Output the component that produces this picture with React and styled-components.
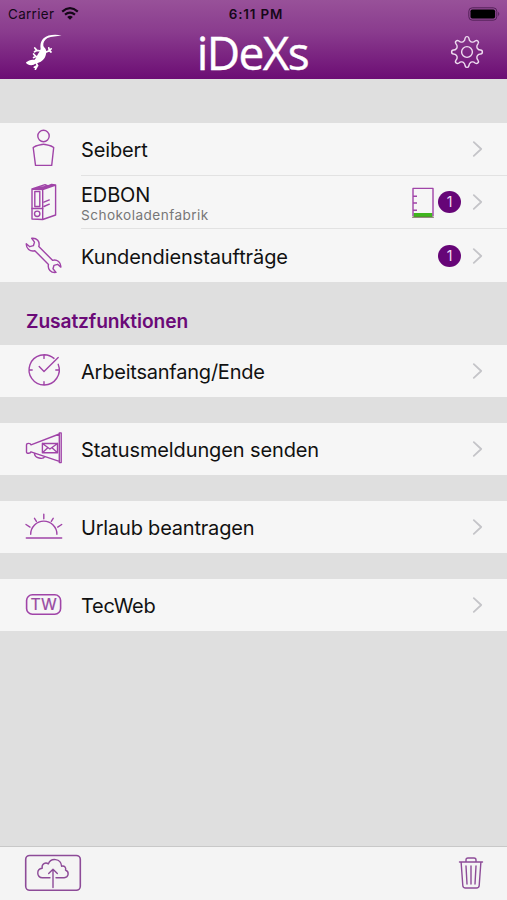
import React from 'react'
import styled, {createGlobalStyle} from 'styled-components'

const GlobalStyle = createGlobalStyle`
    body {
        margin: 0;
        background-color: #dfdfdf;
        font-family: Inter, "Liberation Sans", sans-serif;
    }
    * {
        box-sizing: border-box;
    }
`

const Container = styled.div`
    display: flex;
    flex-direction: column;
    width: 507px;
    height: 900px;
    overflow: hidden;
    background-color: #dfdfdf;
`

const Header = styled.header`
    height: 79px;
    background: linear-gradient(#985199, #8a3c8e 40%, #6c0d74);
`

const StatusBar = styled.div`
    display: grid;
    grid-template-columns: 1fr auto 1fr;
    align-items: center;
    height: 27px;
    padding: 0 7px 0 8px;
    color: #150718;
    font-size: 13.4px;
`

const Carrier = styled.div`
    display: flex;
    align-items: center;
    gap: 7px;
    letter-spacing: 0.35px;
`

const Time = styled.span`
    font-weight: 600;
    letter-spacing: 0.85px;
    margin-right: -4px;
`

const Battery = styled.svg`
    justify-self: end;
`

const NavBar = styled.div`
    display: grid;
    grid-template-columns: 1fr auto 1fr;
    align-items: center;
    height: 52px;
    padding: 0 23px;
`

const Title = styled.h1`
    margin: 0 2px 0 0;
    color: #fff;
    font-family: "Open Sans", "Noto Sans", sans-serif;
    font-size: 46px;
    font-weight: 400;
    line-height: 50px;
    height: 52px;
    letter-spacing: -1.6px;
    -webkit-text-stroke: 0.4px #fff;
`

const Main = styled.main`
    flex: 1;
    padding-top: 44px;
`

const Group = styled.section`
    margin-bottom: ${props => props.$gap || "26px"};
    background-color: #f6f6f6;
`

const SectionTitle = styled.h2`
    height: 63px;
    margin: 0;
    padding: 21px 26px 0;
    color: #6b0a78;
    font-size: 19.2px;
    font-weight: 600;
    line-height: 36px;
    letter-spacing: -0.1px;
`

const RowBox = styled.div`
    display: flex;
    height: ${props => props.$height || "52px"};
    padding-left: 23px;
`

const IconCell = styled.div`
    display: flex;
    align-items: center;
    width: 58px;
`

const Content = styled.div`
    display: flex;
    flex: 1;
    align-items: center;
    padding-right: 24px;
    border-bottom: ${props => props.$line ? "1px solid #e2e2e2" : "none"};
`

const Texts = styled.div`
    flex: 1;
    padding-top: ${props => props.$sub ? "4px" : "2px"};
`

const Label = styled.div`
    color: #111;
    font-size: 20px;
    line-height: ${props => props.$sub ? "23px" : "26px"};
    letter-spacing: ${props => props.$spacing || "-0.15px"};
    white-space: nowrap;
`

const SubLabel = styled.div`
    color: #777;
    font-size: 13.6px;
    line-height: 17px;
    letter-spacing: 0.45px;
`

const Badge = styled.span`
    width: 23px;
    height: 22px;
    margin: 0 12px 0 4px;
    border-radius: 50%;
    background-color: #660577;
    color: #f0dcf2;
    font-size: 14px;
    line-height: 22px;
    text-align: center;
`

const Footer = styled.footer`
    display: flex;
    justify-content: space-between;
    align-items: center;
    height: 54px;
    padding: 0 23px 1px 24px;
    border-top: 1px solid #c8c8c8;
    background-color: #f4f4f4;
`

const Line = styled.svg`
    flex: none;
    justify-self: end;
    overflow: visible;
    fill: none;
    stroke: ${props => props.$color || "#a044a8"};
    stroke-width: 1.4;
    stroke-linecap: round;
    stroke-linejoin: round;
`

const IconText = styled.text`
    fill: #984aa2;
    stroke: #984aa2;
    stroke-width: 0.2;
    font-size: 16px;
    text-anchor: middle;
`

const Icon = ({children}) => (
    <Line width="40" height="40" viewBox="0 0 40 40">{children}</Line>
)

const PersonIcon = () => (
    <Icon>
        <circle cx="20.5" cy="6" r="5.7" />
        <path d="M10.2 17.5Q12 15.9 17.5 14.7Q20.5 13.9 23.5 14.7Q29 15.9 30.7 17.5L28.7 35.4H12.5Z" />
    </Icon>
)

const BinderIcon = () => (
    <Icon>
        <path d="M9 6L19.7 6.5V36.5L9 36ZM19.7 6.5L32.6 2V32L19.7 36.5M9 6L22 1.7L25 3L28.5 1.5L32.6 2M13 6L25 2.7M17 6.3L28 2.3" />
        <path d="M11.8 8.5H16.8V23.5H11.8ZM9 25.5H19.7M20.9 19.2L26.3 16.9M20.9 23.5L26.3 21.2" />
        <circle cx="14.2" cy="30.8" r="2.7" />
    </Icon>
)

const WrenchIcon = () => (
    <Icon>
        <path d="M8.7 2.3C13.8 1.7 17.2 5.5 15.8 10.5L29.5 24.3C34.2 23 38.2 26.5 37.8 31.1L34.6 28.3L31 29.3L30 32.8L33 36.4C28 37.2 24.3 33 25.5 28.4L11.8 14.7C7 16 3 12.3 3.3 7.7L6.8 10.7L10.4 9.7L11.5 6.1Z" />
    </Icon>
)

const ClockIcon = () => (
    <Icon>
        <path d="M31 7.4A15.1 15.1 0 1 0 35.2 13.3M21 4V7.4M21 34V30.7M6 19H9.2M36 19H32.8M16.2 15.6L21 20.4L35.2 6.4" />
    </Icon>
)

const MegaphoneIcon = () => (
    <Icon>
        <path d="M8 15.8L36.3 5V32.3L8 22.8C7.5 24.5 3.5 25 3.5 23V16C3.5 13.8 7.5 14 8 15.8ZM36.3 5V3.9H38.2V33.6H36.3V32.3M11.4 24.2C11.6 29.5 20.4 30.7 21.7 27.5" />
        <path d="M19.4 14.5H34.5V23.7H19.4ZM19.4 14.5L26.9 20L34.5 14.5M19.4 23.7L24.8 18.7M34.5 23.7L29 18.7" />
    </Icon>
)

const SunriseIcon = () => (
    <Icon>
        <path d="M3.3 31H38.7M7.7 27.2A13.1 13.1 0 0 1 33.9 27.2M20.8 7.3V11.8M11.5 11.3L13.4 14.3M30.2 11.3L28.3 14.3M3 17.5L7 20.1M38.7 17.5L34.7 20.1" />
    </Icon>
)

const TecWebIcon = () => (
    <Icon>
        <rect x="3.6" y="9.8" width="34" height="19.4" rx="5.8" strokeWidth="1.6" />
        <IconText x="20.6" y="25.2">TW</IconText>
    </Icon>
)

const GaugeIcon = () => (
    <Line width="22" height="32" viewBox="0 0 22 32">
        <path d="M1.5 27H20.5V31H1.5Z" fill="#3fb51d" stroke="none" />
        <path d="M1 30V2.4H21V30M1 10.2H5M1 17H5M1 24.2H5" strokeLinecap="butt" />
        <path d="M0.5 31.2H21.5" stroke="#6b5a4c" strokeWidth="1" />
    </Line>
)

const Chevron = () => (
    <Line $color="#c4c4c8" width="10" height="16" viewBox="0 0 10 16">
        <path d="M0.8 1.2L8.2 8L0.8 14.8" strokeWidth="1.8" />
    </Line>
)

const WifiIcon = () => (
    <svg width="18" height="14" viewBox="0 0 18 14" fill="none" stroke="#150718" strokeWidth="2.2">
        <path d="M1.2 4.6Q9 -2.2 16.8 4.6M4 7.6Q9 3.5 14 7.6" />
        <path d="M6.2 9.9Q9 7.7 11.8 9.9L9 12.7Z" fill="#150718" stroke="none" />
    </svg>
)

const GeckoIcon = () => (
    <svg width="40" height="40" viewBox="0 0 40 40" fill="#fff">
        <path d="M38.6 2.4C32 1 24.5 1.6 20.6 5.3C17.4 8.4 17.2 12.4 17.6 15.6C17.4 18.6 15.5 20 14.3 22.3C13.5 24 12.8 25.8 11.2 26.9C8.6 26.2 5 27.8 3 29.3C3.1 30.9 5.5 32.3 8.2 32.3C10.3 32.3 11.4 31.2 13 30.5C16 30.1 19.8 28.1 21.6 25.1C23 22.6 23.6 19.6 23 17.1C22.6 15.3 20.6 14.6 20.3 12.6C20 9.5 21.7 6.6 24.5 5C28.5 2.9 33.5 3.4 38.6 2.4Z" />
        <path d="M18 18L13.8 17.4L11.8 15M13.8 17.4L11.5 18.8M22 19.4L26.4 17.8L25.8 14.8M26.4 17.8L28.2 15.8M26.4 17.8L28 19M16 23.6L12.7 23.4L10.6 21M12.7 23.4L10.6 24.6M13 29.6L14.5 32.6L11.3 34.2M14.5 32.6L12.4 36.2" fill="none" stroke="#fff" strokeWidth="1.7" strokeLinecap="round" />
    </svg>
)

// eight teeth, each 45 degrees apart
const gearPath = () => {
    const point = (r, deg) => {
        const a = deg * Math.PI / 180
        return (17 + r * Math.sin(a)).toFixed(2) + " " + (17 - r * Math.cos(a)).toFixed(2)
    }
    let d = "M" + point(11.2, -17)
    for (let i = 0; i < 8; i++) {
        const a = i * 45
        d += "Q" + point(11.8, a - 10) + " " + point(13.6, a - 8.5)
        d += "Q" + point(15.6, a - 6.5) + " " + point(15.4, a)
        d += "Q" + point(15.6, a + 6.5) + " " + point(13.6, a + 8.5)
        d += "Q" + point(11.8, a + 10) + " " + point(11.2, a + 17)
        d += "Q" + point(10.6, a + 22.5) + " " + point(11.2, a + 28)
    }
    return d + "Z"
}

const GearIcon = () => (
    <Line $color="#eedcf0" width="34" height="34" viewBox="0 1 34 34">
        <path d={gearPath()} />
        <circle cx="17" cy="17" r="5.4" />
    </Line>
)

const UploadIcon = () => (
    <Line $color="#8d4b98" width="58" height="38" viewBox="0 0 58 38">
        <rect x="1.7" y="1.5" width="54.6" height="34.8" rx="4" strokeWidth="1.6" />
        <path d="M26 23.8H18.5C12.3 23.4 12.2 14.9 18.2 14.3C17.3 9.8 21.7 7.8 24.3 9.9C26.7 3.5 36.9 4 37.6 12.2C40.7 11.4 42.3 13.8 41.5 16C45.6 17.7 44.8 23.4 40.2 23.8H32M29 33.5V15.4M24.7 19.4L29 15.2L33.3 19.4" />
    </Line>
)

const TrashIcon = () => (
    <Line $color="#8d4b98" width="26" height="34" viewBox="0 0 26 34">
        <path d="M1.5 6H24.5M8 6V4Q8 2 10 2H16Q18 2 18 4V6M3.1 6L4.8 29.5Q5 32 7.5 32H18.5Q21 32 21.2 29.5L22.9 6M8 10L9 28M13 10V28M18 10L17 28" />
    </Line>
)

const Row = ({icon, label, sub, spacing, gauge, count, line, height}) => (
    <RowBox $height={height}>
        <IconCell>{icon}</IconCell>
        <Content $line={line}>
            <Texts $sub={sub}>
                <Label $sub={sub} $spacing={spacing}>{label}</Label>
                {sub && <SubLabel>{sub}</SubLabel>}
            </Texts>
            {gauge && <GaugeIcon />}
            {count && <Badge>{count}</Badge>}
            <Chevron />
        </Content>
    </RowBox>
)

const App = () => {
    return (
        <Container>
            <GlobalStyle />
            <Header>
                <StatusBar>
                    <Carrier>Carrier <WifiIcon /></Carrier>
                    <Time>6:11 PM</Time>
                    <Battery width="32" height="14" viewBox="0 0 32 14">
                        <rect x="0.8" y="0.8" width="28" height="12.4" rx="3.5" fill="none" stroke="#542259" />
                        <rect x="2.5" y="2.5" width="24.6" height="9" rx="1.8" fill="#000" />
                        <path d="M30.2 4.8Q32.4 7 30.2 9.2Z" fill="#542259" />
                    </Battery>
                </StatusBar>
                <NavBar>
                    <GeckoIcon />
                    <Title>iDeXs</Title>
                    <GearIcon />
                </NavBar>
            </Header>
            <Main>
                <Group $gap="0">
                    <Row icon={<PersonIcon />} label="Seibert" line height="53px" />
                    <Row icon={<BinderIcon />} label="EDBON" sub="Schokoladenfabrik" gauge count="1" line height="53px" />
                    <Row icon={<WrenchIcon />} label="Kundendienstaufträge" spacing="-0.1px" count="1" height="53px" />
                </Group>
                <SectionTitle>Zusatzfunktionen</SectionTitle>
                <Group>
                    <Row icon={<ClockIcon />} label="Arbeitsanfang/Ende" spacing="-0.22px" />
                </Group>
                <Group>
                    <Row icon={<MegaphoneIcon />} label="Statusmeldungen senden" spacing="-0.12px" />
                </Group>
                <Group>
                    <Row icon={<SunriseIcon />} label="Urlaub beantragen" spacing="-0.2px" />
                </Group>
                <Group>
                    <Row icon={<TecWebIcon />} label="TecWeb" spacing="-0.25px" />
                </Group>
            </Main>
            <Footer>
                <UploadIcon />
                <TrashIcon />
            </Footer>
        </Container>
    )
}

export default App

+++++

WRITTEN INSTRUCTION ▸
Note how many lines in the listing above hold the string "React", then give only that figure.

WRITTEN REPLY ▸
2